Maybe it is all those immigrants and poor people that make the US look bad right? Nope, afraid not:

On a percentage basis, New York state has fewer high performers among white kids than Poland has among kids overall. In Illinois, the percentage of kids with a college-educated parent who are highly skilled at math is lower than the percentage of such kids among all students in Iceland, France, Estonia, and Sweden.

So what did Massachussets do to improve its schools? Spend more money? No. Reduce class size? No.

Massachusetts made it harder to become a teacher, requiring newcomers to pass a basic literacy test before entering the classroom. (In the first year, more than a third of the new teachers failed the test.) The state also required students to pass a test before graduating from high school—a notion so heretical that it led to protests in which students burned state superintendent David Driscoll in effigy. To help tutor the kids who failed, the state moved money around to the places where it was needed most. “We had a system of standards and held people to it—adults and students,” Driscoll says.

Pretty sensical stuff. The good news:

However haltingly, more states are finally beginning to follow the lead of Massachusetts. At least 35 states and the District of Columbia agreed this year to adopt common standards for what kids should know in math and language arts—standards informed in part by what kids in top-performing countries are learning.

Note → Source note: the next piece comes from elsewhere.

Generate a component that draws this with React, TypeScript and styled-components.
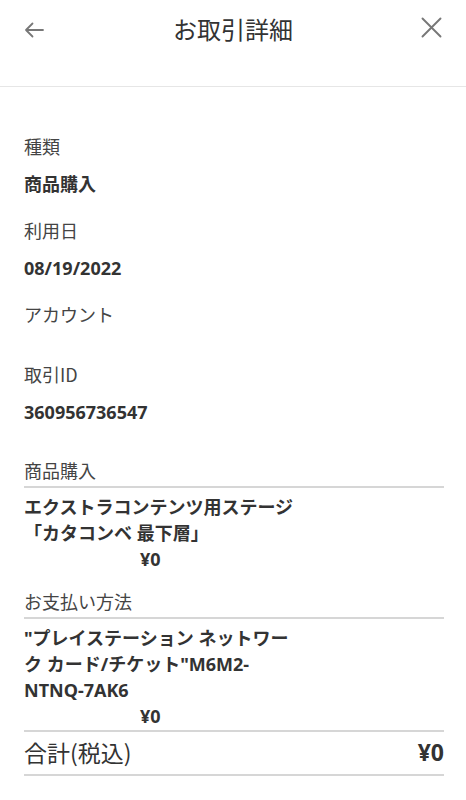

Still, all of the states, Massachusetts included, have a long way to go. Last year, a study comparing standardized math tests given to third-graders in Massachusetts and Hong Kong found embarrassing disparities. Even at that early age, kids in Hong Kong were being asked more-demanding questions that required more-complex responses.

Better late than never I suppose.

White for white, black for black and so on shows the American system to be extremely effective.